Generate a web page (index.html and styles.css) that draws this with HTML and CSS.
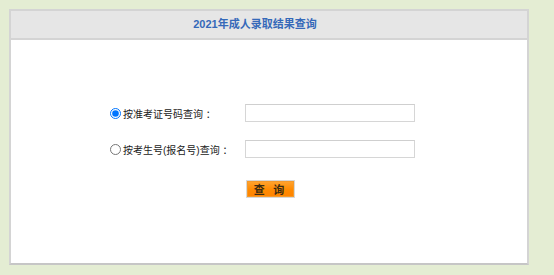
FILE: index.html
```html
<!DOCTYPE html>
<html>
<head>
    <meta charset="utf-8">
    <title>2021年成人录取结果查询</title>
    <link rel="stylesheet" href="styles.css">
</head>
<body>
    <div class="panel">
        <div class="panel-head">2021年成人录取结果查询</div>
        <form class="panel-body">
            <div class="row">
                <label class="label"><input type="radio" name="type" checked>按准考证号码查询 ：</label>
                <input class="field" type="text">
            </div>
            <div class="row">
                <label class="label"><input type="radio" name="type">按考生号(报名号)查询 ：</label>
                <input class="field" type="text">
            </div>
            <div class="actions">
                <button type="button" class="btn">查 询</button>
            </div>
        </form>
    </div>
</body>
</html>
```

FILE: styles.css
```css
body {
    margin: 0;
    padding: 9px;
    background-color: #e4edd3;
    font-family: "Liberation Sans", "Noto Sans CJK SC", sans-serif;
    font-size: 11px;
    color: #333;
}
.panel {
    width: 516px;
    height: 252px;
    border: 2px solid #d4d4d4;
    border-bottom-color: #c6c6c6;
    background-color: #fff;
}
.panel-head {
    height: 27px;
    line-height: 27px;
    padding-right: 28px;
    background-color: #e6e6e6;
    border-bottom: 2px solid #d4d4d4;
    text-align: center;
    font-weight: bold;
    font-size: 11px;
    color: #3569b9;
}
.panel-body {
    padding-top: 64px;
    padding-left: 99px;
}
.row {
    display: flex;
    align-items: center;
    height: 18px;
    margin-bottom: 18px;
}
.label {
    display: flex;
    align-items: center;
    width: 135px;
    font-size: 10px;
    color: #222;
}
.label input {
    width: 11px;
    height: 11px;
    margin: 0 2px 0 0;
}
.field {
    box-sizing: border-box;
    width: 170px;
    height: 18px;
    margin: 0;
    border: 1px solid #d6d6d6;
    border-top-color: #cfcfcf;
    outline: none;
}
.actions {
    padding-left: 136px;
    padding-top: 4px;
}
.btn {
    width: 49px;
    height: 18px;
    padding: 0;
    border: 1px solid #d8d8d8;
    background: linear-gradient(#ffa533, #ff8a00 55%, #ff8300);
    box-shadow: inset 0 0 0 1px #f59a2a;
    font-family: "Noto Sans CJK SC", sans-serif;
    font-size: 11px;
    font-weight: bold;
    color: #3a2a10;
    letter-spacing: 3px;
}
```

* Required task
Copy out every line in the listing where the word "index" appears.

* Output of the exercise
Generate a web page (index.html and styles.css) that draws this with HTML and CSS.
FILE: index.html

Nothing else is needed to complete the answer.